### SHORT PROBLEM:
All the data should be repeated exactly. Any image in it is left out.

### COLLECTED DATA:
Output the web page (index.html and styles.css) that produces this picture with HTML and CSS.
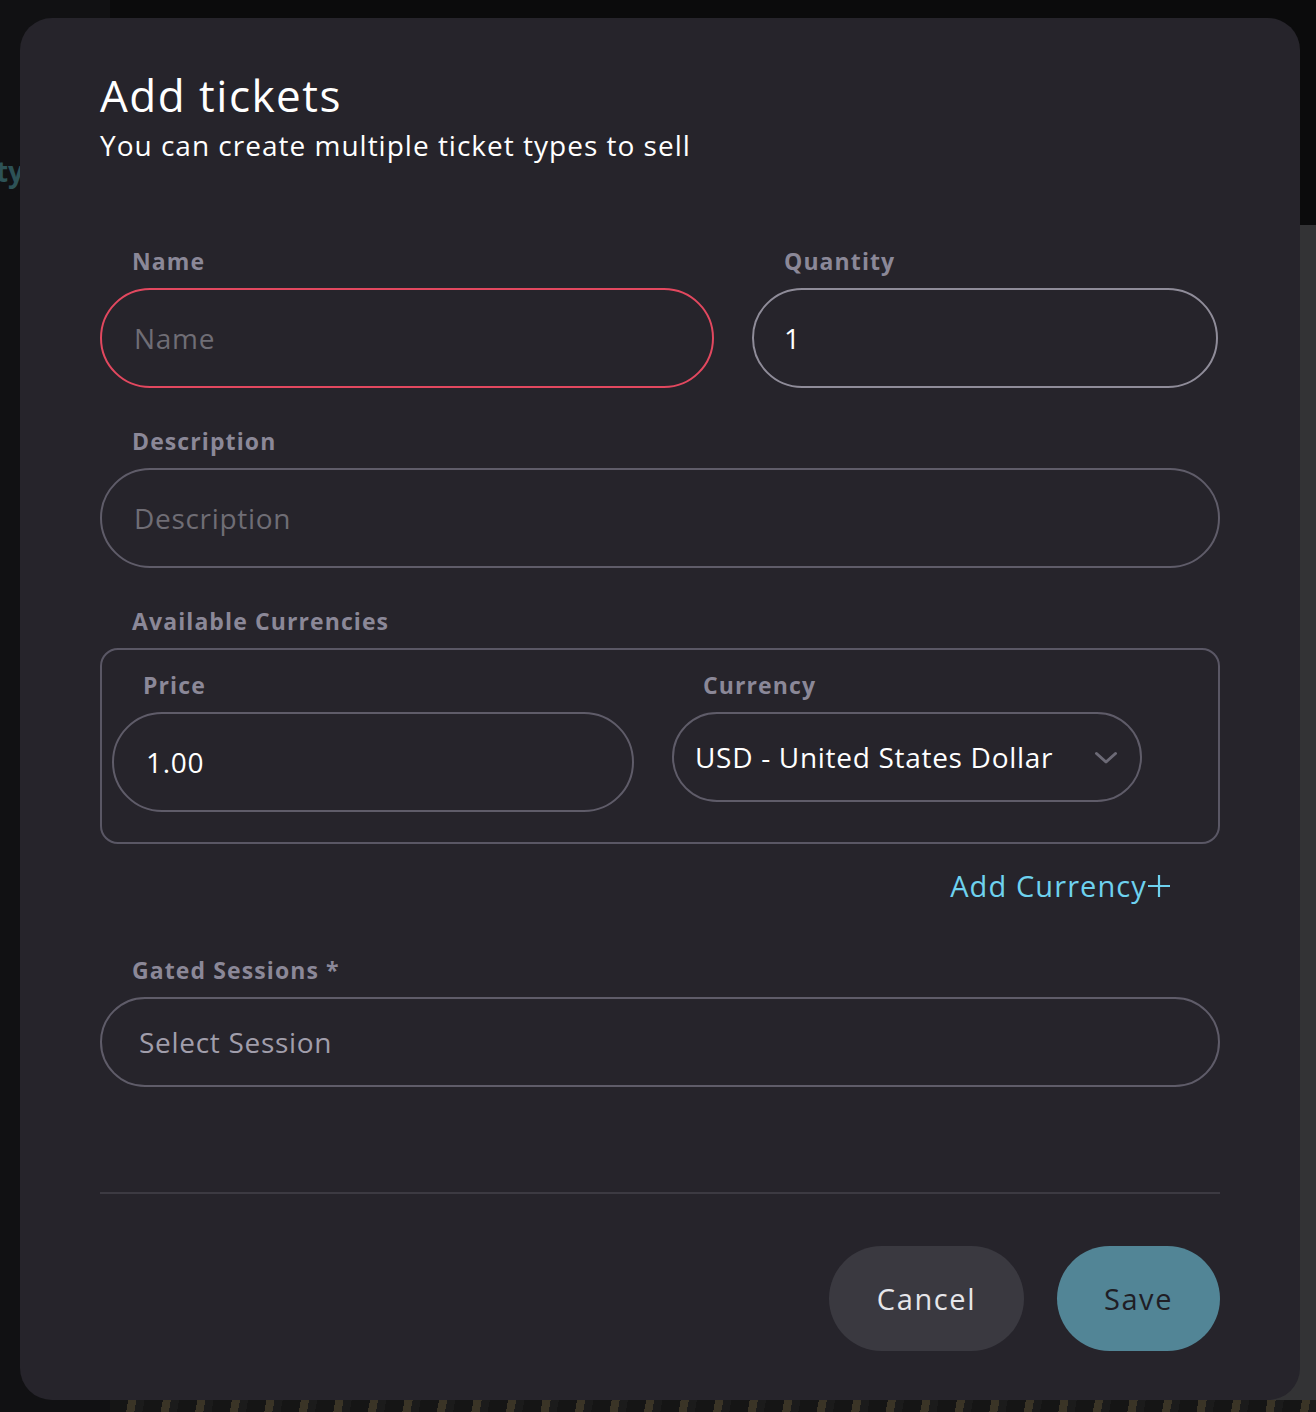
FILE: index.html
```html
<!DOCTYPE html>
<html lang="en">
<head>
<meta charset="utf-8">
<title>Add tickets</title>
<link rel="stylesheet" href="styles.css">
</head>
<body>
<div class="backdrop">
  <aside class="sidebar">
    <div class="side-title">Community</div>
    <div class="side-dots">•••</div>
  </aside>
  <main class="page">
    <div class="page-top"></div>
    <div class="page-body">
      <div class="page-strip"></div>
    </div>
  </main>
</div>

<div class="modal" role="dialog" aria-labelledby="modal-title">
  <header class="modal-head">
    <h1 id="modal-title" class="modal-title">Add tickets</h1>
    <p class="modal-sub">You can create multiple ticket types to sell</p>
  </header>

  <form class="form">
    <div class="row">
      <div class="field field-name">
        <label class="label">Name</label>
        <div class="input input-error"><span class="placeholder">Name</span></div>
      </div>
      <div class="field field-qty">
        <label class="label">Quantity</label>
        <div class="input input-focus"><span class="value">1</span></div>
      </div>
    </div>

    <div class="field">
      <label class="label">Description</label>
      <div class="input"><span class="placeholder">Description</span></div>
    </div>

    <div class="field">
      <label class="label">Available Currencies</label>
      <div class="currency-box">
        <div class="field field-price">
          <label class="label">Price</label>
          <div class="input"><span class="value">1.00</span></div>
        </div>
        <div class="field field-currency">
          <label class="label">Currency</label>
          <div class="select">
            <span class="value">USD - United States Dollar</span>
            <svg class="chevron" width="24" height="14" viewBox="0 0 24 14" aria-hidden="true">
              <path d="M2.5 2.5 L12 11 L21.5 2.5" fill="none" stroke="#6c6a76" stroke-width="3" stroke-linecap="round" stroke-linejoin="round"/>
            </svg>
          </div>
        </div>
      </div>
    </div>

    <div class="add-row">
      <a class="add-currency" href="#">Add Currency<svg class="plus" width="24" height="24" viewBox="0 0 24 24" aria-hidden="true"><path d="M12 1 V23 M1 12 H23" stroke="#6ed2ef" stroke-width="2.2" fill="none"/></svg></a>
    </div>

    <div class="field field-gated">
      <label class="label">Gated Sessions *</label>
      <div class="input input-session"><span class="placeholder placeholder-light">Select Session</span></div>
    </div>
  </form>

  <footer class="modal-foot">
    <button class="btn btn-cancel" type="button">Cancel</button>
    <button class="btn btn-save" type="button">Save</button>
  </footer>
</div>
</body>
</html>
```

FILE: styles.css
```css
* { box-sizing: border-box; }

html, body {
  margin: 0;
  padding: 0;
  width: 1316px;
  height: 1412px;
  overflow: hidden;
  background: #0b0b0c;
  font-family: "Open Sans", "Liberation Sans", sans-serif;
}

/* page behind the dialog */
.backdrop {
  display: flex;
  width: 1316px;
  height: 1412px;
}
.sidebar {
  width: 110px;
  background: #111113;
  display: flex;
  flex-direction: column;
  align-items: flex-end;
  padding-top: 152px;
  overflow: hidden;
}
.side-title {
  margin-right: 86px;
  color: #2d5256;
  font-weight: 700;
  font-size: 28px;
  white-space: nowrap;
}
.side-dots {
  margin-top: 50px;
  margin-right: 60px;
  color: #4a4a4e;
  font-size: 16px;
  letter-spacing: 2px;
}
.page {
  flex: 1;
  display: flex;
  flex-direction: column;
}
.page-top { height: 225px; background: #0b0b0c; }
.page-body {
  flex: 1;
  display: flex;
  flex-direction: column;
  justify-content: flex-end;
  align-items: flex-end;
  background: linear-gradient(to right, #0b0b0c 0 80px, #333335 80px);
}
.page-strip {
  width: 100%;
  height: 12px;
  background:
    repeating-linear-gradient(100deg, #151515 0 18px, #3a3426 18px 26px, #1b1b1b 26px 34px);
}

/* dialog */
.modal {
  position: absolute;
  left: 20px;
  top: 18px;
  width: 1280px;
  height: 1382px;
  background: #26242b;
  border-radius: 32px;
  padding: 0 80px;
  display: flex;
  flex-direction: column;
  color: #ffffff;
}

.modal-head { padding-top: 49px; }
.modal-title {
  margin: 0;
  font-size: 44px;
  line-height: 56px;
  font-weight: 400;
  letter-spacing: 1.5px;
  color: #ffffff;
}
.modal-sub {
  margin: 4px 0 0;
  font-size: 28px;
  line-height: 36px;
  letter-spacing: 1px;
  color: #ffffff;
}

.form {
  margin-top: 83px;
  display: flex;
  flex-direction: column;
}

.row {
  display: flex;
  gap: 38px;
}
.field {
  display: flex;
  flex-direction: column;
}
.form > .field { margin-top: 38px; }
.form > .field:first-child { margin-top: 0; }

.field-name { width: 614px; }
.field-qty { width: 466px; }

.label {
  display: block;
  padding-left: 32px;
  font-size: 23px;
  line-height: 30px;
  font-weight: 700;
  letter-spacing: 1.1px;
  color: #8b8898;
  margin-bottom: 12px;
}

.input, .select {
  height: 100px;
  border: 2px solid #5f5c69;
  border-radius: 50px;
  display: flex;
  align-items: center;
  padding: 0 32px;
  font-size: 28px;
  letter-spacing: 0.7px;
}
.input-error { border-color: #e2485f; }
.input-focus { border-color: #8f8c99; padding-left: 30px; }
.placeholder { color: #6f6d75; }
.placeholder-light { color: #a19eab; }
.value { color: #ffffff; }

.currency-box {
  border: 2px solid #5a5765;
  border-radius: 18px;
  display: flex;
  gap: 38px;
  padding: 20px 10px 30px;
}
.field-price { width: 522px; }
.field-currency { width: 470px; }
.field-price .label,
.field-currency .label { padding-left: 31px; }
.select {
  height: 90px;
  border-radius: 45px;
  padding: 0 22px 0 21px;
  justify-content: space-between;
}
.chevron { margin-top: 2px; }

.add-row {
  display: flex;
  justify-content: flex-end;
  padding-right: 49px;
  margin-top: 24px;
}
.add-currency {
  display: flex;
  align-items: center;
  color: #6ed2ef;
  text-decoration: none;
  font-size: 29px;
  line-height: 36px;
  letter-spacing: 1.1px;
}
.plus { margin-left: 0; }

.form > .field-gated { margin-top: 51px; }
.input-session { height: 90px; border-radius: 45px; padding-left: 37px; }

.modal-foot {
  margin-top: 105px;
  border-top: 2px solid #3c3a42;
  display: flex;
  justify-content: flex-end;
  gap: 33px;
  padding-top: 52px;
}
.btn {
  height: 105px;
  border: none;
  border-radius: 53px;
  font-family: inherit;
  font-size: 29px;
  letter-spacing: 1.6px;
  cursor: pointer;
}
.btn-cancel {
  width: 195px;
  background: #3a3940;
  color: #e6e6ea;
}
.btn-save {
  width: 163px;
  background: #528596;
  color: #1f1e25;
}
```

### WORKED ANSWER:
Output the web page (index.html and styles.css) that produces this picture with HTML and CSS.
FILE: index.html
```html
<!DOCTYPE html>
<html lang="en">
<head>
<meta charset="utf-8">
<title>Add tickets</title>
<link rel="stylesheet" href="styles.css">
</head>
<body>
<div class="backdrop">
  <aside class="sidebar">
    <div class="side-title">Community</div>
    <div class="side-dots">•••</div>
  </aside>
  <main class="page">
    <div class="page-top"></div>
    <div class="page-body">
      <div class="page-strip"></div>
    </div>
  </main>
</div>

<div class="modal" role="dialog" aria-labelledby="modal-title">
  <header class="modal-head">
    <h1 id="modal-title" class="modal-title">Add tickets</h1>
    <p class="modal-sub">You can create multiple ticket types to sell</p>
  </header>

  <form class="form">
    <div class="row">
      <div class="field field-name">
        <label class="label">Name</label>
        <div class="input input-error"><span class="placeholder">Name</span></div>
      </div>
      <div class="field field-qty">
        <label class="label">Quantity</label>
        <div class="input input-focus"><span class="value">1</span></div>
      </div>
    </div>

    <div class="field">
      <label class="label">Description</label>
      <div class="input"><span class="placeholder">Description</span></div>
    </div>

    <div class="field">
      <label class="label">Available Currencies</label>
      <div class="currency-box">
        <div class="field field-price">
          <label class="label">Price</label>
          <div class="input"><span class="value">1.00</span></div>
        </div>
        <div class="field field-currency">
          <label class="label">Currency</label>
          <div class="select">
            <span class="value">USD - United States Dollar</span>
            <svg class="chevron" width="24" height="14" viewBox="0 0 24 14" aria-hidden="true">
              <path d="M2.5 2.5 L12 11 L21.5 2.5" fill="none" stroke="#6c6a76" stroke-width="3" stroke-linecap="round" stroke-linejoin="round"/>
            </svg>
          </div>
        </div>
      </div>
    </div>

    <div class="add-row">
      <a class="add-currency" href="#">Add Currency<svg class="plus" width="24" height="24" viewBox="0 0 24 24" aria-hidden="true"><path d="M12 1 V23 M1 12 H23" stroke="#6ed2ef" stroke-width="2.2" fill="none"/></svg></a>
    </div>

    <div class="field field-gated">
      <label class="label">Gated Sessions *</label>
      <div class="input input-session"><span class="placeholder placeholder-light">Select Session</span></div>
    </div>
  </form>

  <footer class="modal-foot">
    <button class="btn btn-cancel" type="button">Cancel</button>
    <button class="btn btn-save" type="button">Save</button>
  </footer>
</div>
</body>
</html>
```

FILE: styles.css
```css
* { box-sizing: border-box; }

html, body {
  margin: 0;
  padding: 0;
  width: 1316px;
  height: 1412px;
  overflow: hidden;
  background: #0b0b0c;
  font-family: "Open Sans", "Liberation Sans", sans-serif;
}

/* page behind the dialog */
.backdrop {
  display: flex;
  width: 1316px;
  height: 1412px;
}
.sidebar {
  width: 110px;
  background: #111113;
  display: flex;
  flex-direction: column;
  align-items: flex-end;
  padding-top: 152px;
  overflow: hidden;
}
.side-title {
  margin-right: 86px;
  color: #2d5256;
  font-weight: 700;
  font-size: 28px;
  white-space: nowrap;
}
.side-dots {
  margin-top: 50px;
  margin-right: 60px;
  color: #4a4a4e;
  font-size: 16px;
  letter-spacing: 2px;
}
.page {
  flex: 1;
  display: flex;
  flex-direction: column;
}
.page-top { height: 225px; background: #0b0b0c; }
.page-body {
  flex: 1;
  display: flex;
  flex-direction: column;
  justify-content: flex-end;
  align-items: flex-end;
  background: linear-gradient(to right, #0b0b0c 0 80px, #333335 80px);
}
.page-strip {
  width: 100%;
  height: 12px;
  background:
    repeating-linear-gradient(100deg, #151515 0 18px, #3a3426 18px 26px, #1b1b1b 26px 34px);
}

/* dialog */
.modal {
  position: absolute;
  left: 20px;
  top: 18px;
  width: 1280px;
  height: 1382px;
  background: #26242b;
  border-radius: 32px;
  padding: 0 80px;
  display: flex;
  flex-direction: column;
  color: #ffffff;
}

.modal-head { padding-top: 49px; }
.modal-title {
  margin: 0;
  font-size: 44px;
  line-height: 56px;
  font-weight: 400;
  letter-spacing: 1.5px;
  color: #ffffff;
}
.modal-sub {
  margin: 4px 0 0;
  font-size: 28px;
  line-height: 36px;
  letter-spacing: 1px;
  color: #ffffff;
}

.form {
  margin-top: 83px;
  display: flex;
  flex-direction: column;
}

.row {
  display: flex;
  gap: 38px;
}
.field {
  display: flex;
  flex-direction: column;
}
.form > .field { margin-top: 38px; }
.form > .field:first-child { margin-top: 0; }

.field-name { width: 614px; }
.field-qty { width: 466px; }

.label {
  display: block;
  padding-left: 32px;
  font-size: 23px;
  line-height: 30px;
  font-weight: 700;
  letter-spacing: 1.1px;
  color: #8b8898;
  margin-bottom: 12px;
}

.input, .select {
  height: 100px;
  border: 2px solid #5f5c69;
  border-radius: 50px;
  display: flex;
  align-items: center;
  padding: 0 32px;
  font-size: 28px;
  letter-spacing: 0.7px;
}
.input-error { border-color: #e2485f; }
.input-focus { border-color: #8f8c99; padding-left: 30px; }
.placeholder { color: #6f6d75; }
.placeholder-light { color: #a19eab; }
.value { color: #ffffff; }

.currency-box {
  border: 2px solid #5a5765;
  border-radius: 18px;
  display: flex;
  gap: 38px;
  padding: 20px 10px 30px;
}
.field-price { width: 522px; }
.field-currency { width: 470px; }
.field-price .label,
.field-currency .label { padding-left: 31px; }
.select {
  height: 90px;
  border-radius: 45px;
  padding: 0 22px 0 21px;
  justify-content: space-between;
}
.chevron { margin-top: 2px; }

.add-row {
  display: flex;
  justify-content: flex-end;
  padding-right: 49px;
  margin-top: 24px;
}
.add-currency {
  display: flex;
  align-items: center;
  color: #6ed2ef;
  text-decoration: none;
  font-size: 29px;
  line-height: 36px;
  letter-spacing: 1.1px;
}
.plus { margin-left: 0; }

.form > .field-gated { margin-top: 51px; }
.input-session { height: 90px; border-radius: 45px; padding-left: 37px; }

.modal-foot {
  margin-top: 105px;
  border-top: 2px solid #3c3a42;
  display: flex;
  justify-content: flex-end;
  gap: 33px;
  padding-top: 52px;
}
.btn {
  height: 105px;
  border: none;
  border-radius: 53px;
  font-family: inherit;
  font-size: 29px;
  letter-spacing: 1.6px;
  cursor: pointer;
}
.btn-cancel {
  width: 195px;
  background: #3a3940;
  color: #e6e6ea;
}
.btn-save {
  width: 163px;
  background: #528596;
  color: #1f1e25;
}
```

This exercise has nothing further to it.